EXERCISE GOAL: Report how many lines in the records below contain the word "this". Give only the number.

RAW RECORDS:
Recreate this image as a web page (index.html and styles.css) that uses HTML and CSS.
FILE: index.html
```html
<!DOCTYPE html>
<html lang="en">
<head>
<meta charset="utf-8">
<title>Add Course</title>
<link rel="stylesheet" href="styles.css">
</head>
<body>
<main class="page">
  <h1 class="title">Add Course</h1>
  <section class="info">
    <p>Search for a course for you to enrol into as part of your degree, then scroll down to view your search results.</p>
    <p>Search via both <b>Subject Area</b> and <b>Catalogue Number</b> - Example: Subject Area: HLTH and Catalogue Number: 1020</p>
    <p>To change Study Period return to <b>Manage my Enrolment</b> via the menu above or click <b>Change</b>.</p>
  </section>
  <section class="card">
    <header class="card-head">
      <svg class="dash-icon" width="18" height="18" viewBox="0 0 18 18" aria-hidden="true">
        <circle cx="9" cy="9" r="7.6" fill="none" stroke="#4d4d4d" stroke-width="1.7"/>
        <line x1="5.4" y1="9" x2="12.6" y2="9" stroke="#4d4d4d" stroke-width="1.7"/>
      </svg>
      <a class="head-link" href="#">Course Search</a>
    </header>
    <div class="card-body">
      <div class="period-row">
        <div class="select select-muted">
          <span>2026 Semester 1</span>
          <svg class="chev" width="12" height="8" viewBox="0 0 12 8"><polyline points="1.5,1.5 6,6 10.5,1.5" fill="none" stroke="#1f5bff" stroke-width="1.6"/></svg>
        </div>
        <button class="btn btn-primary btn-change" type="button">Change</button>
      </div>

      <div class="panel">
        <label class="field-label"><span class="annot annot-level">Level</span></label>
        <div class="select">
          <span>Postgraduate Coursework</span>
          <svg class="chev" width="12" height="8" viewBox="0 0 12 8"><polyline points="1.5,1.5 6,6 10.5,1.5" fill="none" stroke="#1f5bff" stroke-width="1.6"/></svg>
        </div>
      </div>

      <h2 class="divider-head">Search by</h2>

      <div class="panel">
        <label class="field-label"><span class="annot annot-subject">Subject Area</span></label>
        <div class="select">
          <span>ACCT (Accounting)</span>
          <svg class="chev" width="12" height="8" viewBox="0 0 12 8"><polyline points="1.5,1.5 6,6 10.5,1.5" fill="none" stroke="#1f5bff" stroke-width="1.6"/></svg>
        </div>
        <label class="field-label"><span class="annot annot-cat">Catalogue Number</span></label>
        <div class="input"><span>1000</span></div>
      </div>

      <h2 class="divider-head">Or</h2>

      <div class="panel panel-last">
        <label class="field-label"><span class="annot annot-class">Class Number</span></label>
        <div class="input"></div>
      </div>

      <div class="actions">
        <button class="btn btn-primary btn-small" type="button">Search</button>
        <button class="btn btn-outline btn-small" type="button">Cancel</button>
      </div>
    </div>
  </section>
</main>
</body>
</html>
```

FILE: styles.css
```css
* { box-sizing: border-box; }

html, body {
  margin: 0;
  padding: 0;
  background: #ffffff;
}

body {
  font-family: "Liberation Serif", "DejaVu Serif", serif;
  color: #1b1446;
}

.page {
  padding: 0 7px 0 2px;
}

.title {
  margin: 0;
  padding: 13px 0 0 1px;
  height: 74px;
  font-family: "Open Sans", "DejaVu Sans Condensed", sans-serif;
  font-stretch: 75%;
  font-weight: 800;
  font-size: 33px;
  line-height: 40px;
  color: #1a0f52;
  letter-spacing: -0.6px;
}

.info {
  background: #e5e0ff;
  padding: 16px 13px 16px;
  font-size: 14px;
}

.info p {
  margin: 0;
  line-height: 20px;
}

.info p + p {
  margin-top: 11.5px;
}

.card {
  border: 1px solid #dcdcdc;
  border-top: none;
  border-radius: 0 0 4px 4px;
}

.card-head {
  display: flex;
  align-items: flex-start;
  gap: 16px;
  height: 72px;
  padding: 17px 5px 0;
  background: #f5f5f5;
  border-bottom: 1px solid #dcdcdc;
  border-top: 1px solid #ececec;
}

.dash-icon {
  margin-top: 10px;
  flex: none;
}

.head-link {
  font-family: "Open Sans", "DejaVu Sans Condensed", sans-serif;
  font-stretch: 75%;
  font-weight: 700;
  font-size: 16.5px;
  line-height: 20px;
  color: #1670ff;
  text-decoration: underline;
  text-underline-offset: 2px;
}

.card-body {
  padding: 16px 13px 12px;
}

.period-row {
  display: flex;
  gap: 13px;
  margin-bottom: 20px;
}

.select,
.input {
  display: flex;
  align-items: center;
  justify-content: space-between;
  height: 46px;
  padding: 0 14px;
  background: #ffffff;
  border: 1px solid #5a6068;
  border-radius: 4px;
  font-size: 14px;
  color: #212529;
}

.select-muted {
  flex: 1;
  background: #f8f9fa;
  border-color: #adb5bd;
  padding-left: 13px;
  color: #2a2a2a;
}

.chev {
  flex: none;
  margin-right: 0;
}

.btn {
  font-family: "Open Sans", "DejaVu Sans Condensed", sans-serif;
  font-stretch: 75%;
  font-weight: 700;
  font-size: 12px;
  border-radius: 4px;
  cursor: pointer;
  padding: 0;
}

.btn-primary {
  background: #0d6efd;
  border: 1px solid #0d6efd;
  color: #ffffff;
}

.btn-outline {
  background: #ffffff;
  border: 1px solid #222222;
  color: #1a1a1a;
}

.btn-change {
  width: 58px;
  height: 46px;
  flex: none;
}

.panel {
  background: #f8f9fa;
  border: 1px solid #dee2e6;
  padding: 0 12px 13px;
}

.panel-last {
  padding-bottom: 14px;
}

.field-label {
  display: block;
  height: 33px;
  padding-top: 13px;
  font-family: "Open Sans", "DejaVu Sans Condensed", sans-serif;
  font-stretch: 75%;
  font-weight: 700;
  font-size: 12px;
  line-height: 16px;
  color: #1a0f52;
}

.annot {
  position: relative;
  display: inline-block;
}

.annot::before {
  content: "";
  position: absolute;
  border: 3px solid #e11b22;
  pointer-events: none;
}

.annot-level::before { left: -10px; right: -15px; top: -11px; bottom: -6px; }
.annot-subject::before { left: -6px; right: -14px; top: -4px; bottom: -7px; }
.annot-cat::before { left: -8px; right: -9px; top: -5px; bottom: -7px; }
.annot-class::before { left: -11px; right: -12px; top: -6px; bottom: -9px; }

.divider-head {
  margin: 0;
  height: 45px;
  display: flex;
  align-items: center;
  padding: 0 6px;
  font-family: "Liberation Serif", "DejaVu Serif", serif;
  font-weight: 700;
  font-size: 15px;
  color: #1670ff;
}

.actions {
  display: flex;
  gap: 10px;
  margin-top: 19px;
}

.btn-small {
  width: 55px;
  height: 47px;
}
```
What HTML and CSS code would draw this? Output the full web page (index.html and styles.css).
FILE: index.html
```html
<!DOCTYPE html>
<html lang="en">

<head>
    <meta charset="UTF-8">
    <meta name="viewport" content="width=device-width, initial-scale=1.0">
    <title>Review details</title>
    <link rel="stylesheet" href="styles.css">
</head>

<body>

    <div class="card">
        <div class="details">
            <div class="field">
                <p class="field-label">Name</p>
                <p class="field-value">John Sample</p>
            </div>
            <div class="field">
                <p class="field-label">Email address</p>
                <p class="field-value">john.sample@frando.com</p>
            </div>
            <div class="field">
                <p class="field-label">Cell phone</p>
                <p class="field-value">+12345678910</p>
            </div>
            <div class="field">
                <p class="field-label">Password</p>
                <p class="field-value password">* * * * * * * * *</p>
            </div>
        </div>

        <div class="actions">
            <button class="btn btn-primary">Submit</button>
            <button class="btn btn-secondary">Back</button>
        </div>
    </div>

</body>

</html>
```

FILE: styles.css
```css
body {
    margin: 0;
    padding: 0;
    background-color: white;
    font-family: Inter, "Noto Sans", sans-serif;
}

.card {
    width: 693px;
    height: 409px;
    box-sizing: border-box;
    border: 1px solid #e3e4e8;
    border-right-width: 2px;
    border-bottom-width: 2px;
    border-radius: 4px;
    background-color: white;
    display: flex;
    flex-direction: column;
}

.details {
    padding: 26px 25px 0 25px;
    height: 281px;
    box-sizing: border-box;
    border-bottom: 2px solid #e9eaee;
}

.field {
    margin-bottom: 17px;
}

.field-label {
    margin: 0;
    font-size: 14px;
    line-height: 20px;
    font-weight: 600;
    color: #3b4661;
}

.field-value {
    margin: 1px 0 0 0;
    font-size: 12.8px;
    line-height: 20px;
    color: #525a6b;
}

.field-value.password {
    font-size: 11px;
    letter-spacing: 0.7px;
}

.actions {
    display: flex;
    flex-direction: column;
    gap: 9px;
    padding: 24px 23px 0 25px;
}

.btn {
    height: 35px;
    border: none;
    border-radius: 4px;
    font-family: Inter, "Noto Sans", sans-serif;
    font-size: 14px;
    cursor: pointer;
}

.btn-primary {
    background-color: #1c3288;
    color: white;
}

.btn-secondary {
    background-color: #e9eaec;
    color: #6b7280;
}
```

COMPLETE RESPONSE: 2